His death was confirmed by the University of California, Berkeley, where he was an emeritus professor.
Dr. Zumino developed supersymmetry with Julius Wess, a colleague at the CERN particle physics laboratory in Switzerland. It predicted the discovery of elementary particles that have yet to be observed in particle collision experiments at the Large Hadron Collider at CERN.
Nonetheless, “supersymmetry is still an extremely attractive idea,” said Steven Weinberg, a professor of physics at the University of Texas.
Fundamental particles fall into one of two groups: fermions and bosons. The familiar constituents of matter like electrons, quarks and neutrinos are fermions. Those that carry fundamental forces like photons, which are particles of light, are bosons. In the Wess-Zumino model, the distinction between fermions and bosons is blurred, with every fermion having a boson “superpartner,” and vice versa.
The boson equivalent of an electron, for example, would be called a selectron. The superpartners would be much heavier than the known particles.
While supersymmetry doubles the number of particles, it simplifies the underlying equations, providing a way to unify three of nature’s fundamental forces: the strong nuclear force that holds atomic nuclei together, the weak nuclear force responsible for radioactive decay, and electromagnetism.
“The thing that was so attractive about it is that there’s essentially only one way to do it,” Dr. Weinberg said. “They weren’t just opening a huge variety of possibilities, which we would go looking for forever. There was a very specific possibility. It couldn’t be changed. It had to be that or nothing.”
Dr. Zumino and other physicists later expanded the equations to include gravity and Einstein’s theory of general relativity; that version was called supergravity.
Some physicists were hopeful that supersymmetric partners would be found in experiments at the Large Hadron Collider, pointing the way toward a new physics that could help fill gaps in the understanding of the universe.
The CERN experiments did turn up the long-sought Higgs boson, which explains why matter has mass, but there were no signs of the supersymmetric partners.
The partners may be so heavy that they could never be detected in particle accelerators. Or they might not exist at all.
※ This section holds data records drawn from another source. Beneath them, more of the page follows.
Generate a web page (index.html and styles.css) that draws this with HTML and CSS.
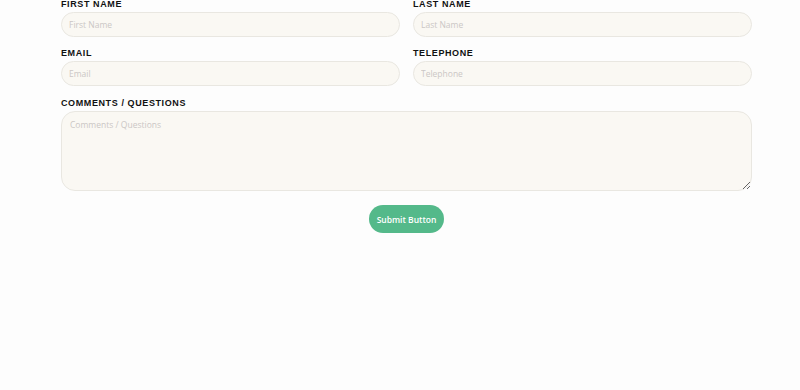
FILE: index.html
```html
<!DOCTYPE html>
<html lang="en">
  <head>
    <meta charset="UTF-8" />
    <meta name="viewport" content="width=device-width, initial-scale=1.0" />
    <title>Contact Form</title>
    <link rel="stylesheet" href="styles.css">
  </head>
  <body>
    <form class="contact-form">
      <div class="row">
        <div class="field">
          <label for="firstName">FIRST NAME</label>
          <input type="text" id="firstName" placeholder="First Name" />
        </div>
        <div class="field">
          <label for="lastName">LAST NAME</label>
          <input type="text" id="lastName" placeholder="Last Name" />
        </div>
      </div>
      <div class="row">
        <div class="field">
          <label for="email">EMAIL</label>
          <input type="email" id="email" placeholder="Email" />
        </div>
        <div class="field">
          <label for="phone">TELEPHONE</label>
          <input type="tel" id="phone" placeholder="Telephone" />
        </div>
      </div>
      <div class="field field-wide">
        <label for="comments">COMMENTS / QUESTIONS</label>
        <textarea id="comments" placeholder="Comments / Questions"></textarea>
      </div>
      <div class="actions">
        <button type="submit" class="submit-btn">Submit Button</button>
      </div>
    </form>
  </body>
</html>
```

FILE: styles.css
```css
body {
  margin: 0;
  background: #fdfdfd;
  font-family: "Liberation Sans", Arial, sans-serif;
}

.contact-form {
  width: 691px;
  margin: -1px 0 0 61px;
}

.row {
  display: grid;
  grid-template-columns: 1fr 1fr;
  column-gap: 13px;
}

.field {
  display: flex;
  flex-direction: column;
  margin-bottom: 11px;
}

.field-wide {
  margin-top: 1px;
}

.field label {
  font-size: 9px;
  font-weight: bold;
  letter-spacing: 0.6px;
  line-height: 11px;
  color: #111;
  margin-bottom: 2px;
}

.field input,
.field textarea {
  box-sizing: border-box;
  width: 100%;
  background: #faf8f3;
  border: 1px solid #e9e7e1;
  font-family: "Open Sans", sans-serif;
  font-size: 8.5px;
  color: #333;
  outline: none;
}

.field input {
  height: 25px;
  border-radius: 13px;
  padding: 0 7px;
}

.field textarea {
  height: 80px;
  border-radius: 14px;
  padding: 7px 8px;
  resize: vertical;
}

.field input::placeholder,
.field textarea::placeholder {
  color: #cbc7c5;
}

.actions {
  display: flex;
  justify-content: center;
  padding-top: 3px;
}

.submit-btn {
  width: 75px;
  height: 28px;
  border: none;
  border-radius: 14px;
  background: #54b98a;
  color: #fff;
  font-family: "Open Sans", sans-serif;
  font-size: 8.5px;
  font-weight: 600;
  cursor: pointer;
}
```
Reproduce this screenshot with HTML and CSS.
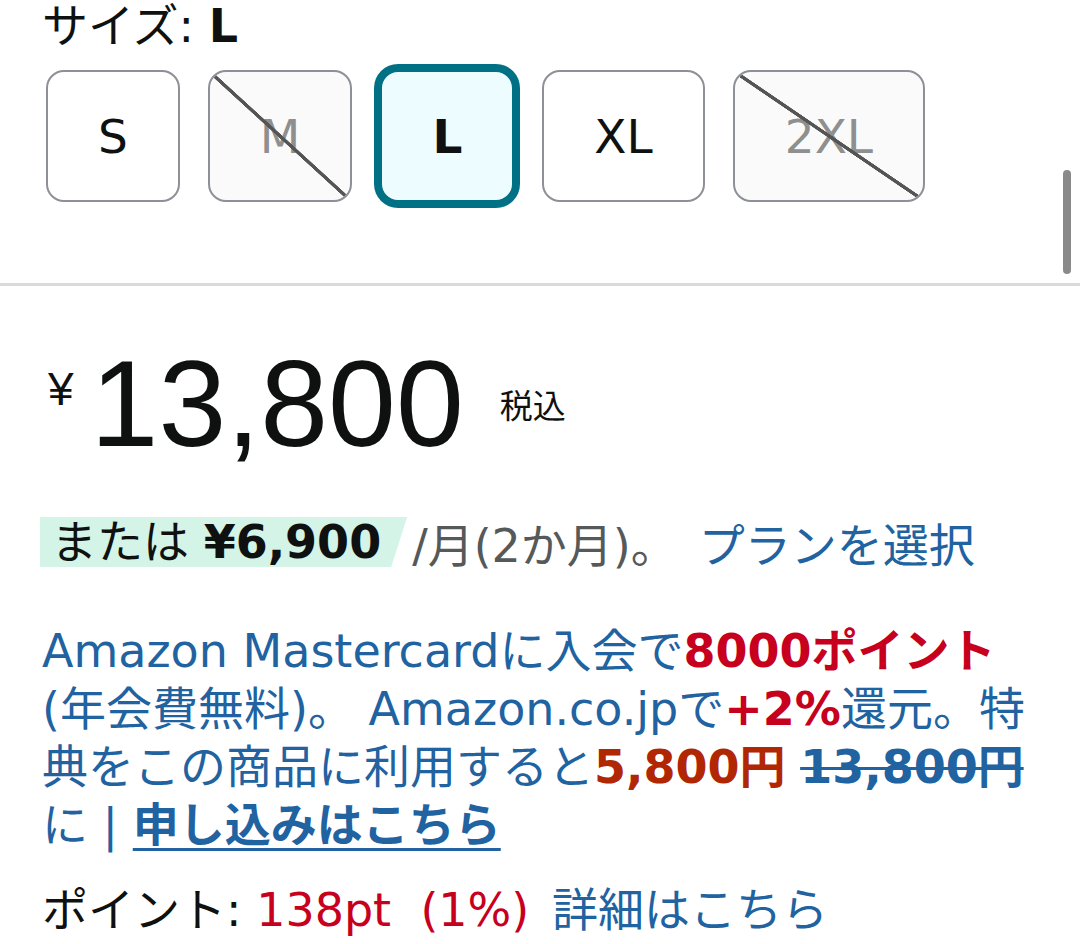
FILE: index.html
```html
<!DOCTYPE html>
<html lang="ja">
<head>
<meta charset="utf-8">
<title>サイズ選択</title>
<link rel="stylesheet" href="styles.css">
</head>
<body>
<div class="page">
  <div class="scrollbar"></div>
  <section class="variation">
    <div class="variation-label">サイズ: <b>L</b></div>
    <div class="swatches">
      <div class="swatch">S</div>
      <div class="swatch unavailable">M</div>
      <div class="swatch selected">L</div>
      <div class="swatch">XL</div>
      <div class="swatch unavailable">2XL</div>
    </div>
  </section>
  <section class="buybox">
    <div class="price">
      <span class="price-symbol">¥</span>
      <span class="price-whole">13,800</span>
      <span class="price-tax">税込</span>
    </div>
    <div class="installment">
      <span class="installment-badge">または <b>¥6,900</b></span>
      <span class="installment-term">/月(2か月)。</span>
      <a class="link">プランを選択</a>
    </div>
    <p class="card-offer">Amazon Mastercardに入会で<b class="deal">8000ポイント</b><br>(年会費無料)。 Amazon.co.jpで<b class="deal">+2%</b>還元。特<br>典をこの商品に利用すると<b class="offer-price">5,800円</b> <b class="strike">13,800円</b><br>に | <a class="apply">申し込みはこちら</a></p>
    <div class="points">ポイント: <span class="points-value">138pt&nbsp;&nbsp;(1%)</span> <a class="link">詳細はこちら</a></div>
  </section>
</div>
</body>
</html>
```

FILE: styles.css
```css
html, body {
  margin: 0;
  padding: 0;
  background: #ffffff;
}

body {
  font-family: "DejaVu Sans", "Noto Sans CJK JP", sans-serif;
  font-size: 46px;
  color: #0f1111;
}

.page {
  position: relative;
  width: 1080px;
  height: 944px;
  overflow: hidden;
}

.scrollbar {
  position: absolute;
  left: 1063px;
  top: 170px;
  width: 8px;
  height: 104px;
  border-radius: 4px;
  background: #8a8a8a;
}

/* ---------- variation ---------- */
.variation {
  padding: 0 42px;
  border-bottom: 3px solid #d9dbdb;
}

.variation-label {
  line-height: 52px;
}

.variation-label b {
  font-weight: bold;
}

.swatches {
  display: flex;
  gap: 28px;
  margin-top: 18px;
  margin-left: 4px;
  margin-bottom: 81px;
}

.swatch {
  position: relative;
  box-sizing: border-box;
  height: 132px;
  padding: 0 50px;
  display: flex;
  align-items: center;
  justify-content: center;
  border: 2px solid #8d9096;
  border-radius: 18px;
  background: #ffffff;
  color: #0f1111;
  font-size: 47px;
  line-height: 1;
}

.swatch.unavailable {
  background: #fafafa;
  color: #8f8f8f;
}

.swatch.unavailable::after {
  content: "";
  position: absolute;
  inset: 0;
  border-radius: 16px;
  background: linear-gradient(to top right,
    transparent calc(50% - 2px),
    #555555 calc(50% - 1.5px),
    #555555 calc(50% + 1.5px),
    transparent calc(50% + 2px));
}

.swatch.selected {
  border-color: #007185;
  background: #edfcff;
  font-weight: bold;
  box-shadow: 0 0 0 6px #007185;
}

/* ---------- buy box ---------- */
.buybox {
  padding: 58px 42px 0;
}

.price {
  display: flex;
  align-items: flex-start;
  font-family: "Liberation Sans", "Noto Sans CJK JP", sans-serif;
}

.price-symbol {
  font-size: 46px;
  line-height: 46px;
  margin: 22px 0 0 6px;
}

.price-whole {
  font-size: 122px;
  line-height: 121px;
  margin-left: 17px;
}

.price-tax {
  font-family: "DejaVu Sans", "Noto Sans CJK JP", sans-serif;
  font-size: 33px;
  line-height: 33px;
  margin: 46px 0 0 36px;
}

.installment {
  display: flex;
  align-items: center;
  margin-top: 48px;
  margin-left: -2px;
  height: 58px;
  white-space: nowrap;
}

.installment-badge {
  height: 50px;
  line-height: 50px;
  padding: 0 26px 0 11px;
  background: #d3f4e7;
  clip-path: polygon(0 0, 100% 0, calc(100% - 16px) 100%, 0 100%);
}

.installment-badge b {
  font-weight: bold;
}

.installment-term {
  color: #565959;
  margin-left: 5px;
}

.link {
  color: #2162a1;
  text-decoration: none;
  margin-left: 22px;
}

.card-offer {
  margin: 51px 0 0;
  line-height: 58px;
  color: #2162a1;
  width: 1010px;
}

.deal {
  color: #c7001e;
  font-weight: bold;
}

.offer-price {
  color: #b12704;
  font-weight: bold;
}

.strike {
  font-weight: bold;
  text-decoration: line-through;
  text-decoration-thickness: 3px;
}

.apply {
  color: #2162a1;
  font-weight: bold;
  text-decoration: underline;
  text-decoration-thickness: 3px;
  text-underline-offset: 7px;
}

.points {
  margin-top: 27px;
  line-height: 58px;
  white-space: nowrap;
}

.points-value {
  color: #c7001e;
}

.points .link {
  margin-left: 8px;
}
```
“Right now, we’re in a quandary,” Dr. Weinberg said “We don’t know whether there is any truth to supersymmetry at all.”
Still, supersymmetric particles are a leading candidate for solving the riddle of dark matter, a component of the universe that is five times as plentiful as ordinary matter but still not yet identified.
Bruno Zumino was born in Rome on April 28, 1923. He received his doctorate from the University of Rome in 1945, joined New York University in 1951 and moved to CERN in 1968.
In 1981, he and his wife, Mary K. Gaillard, were both hired as physics professors at Berkeley. He retired in 1994.
Dr. Zumino was a member of the National Academy of Sciences.
He is survived by his wife and three stepchildren: Alain, Dominique and Bruno Gaillard.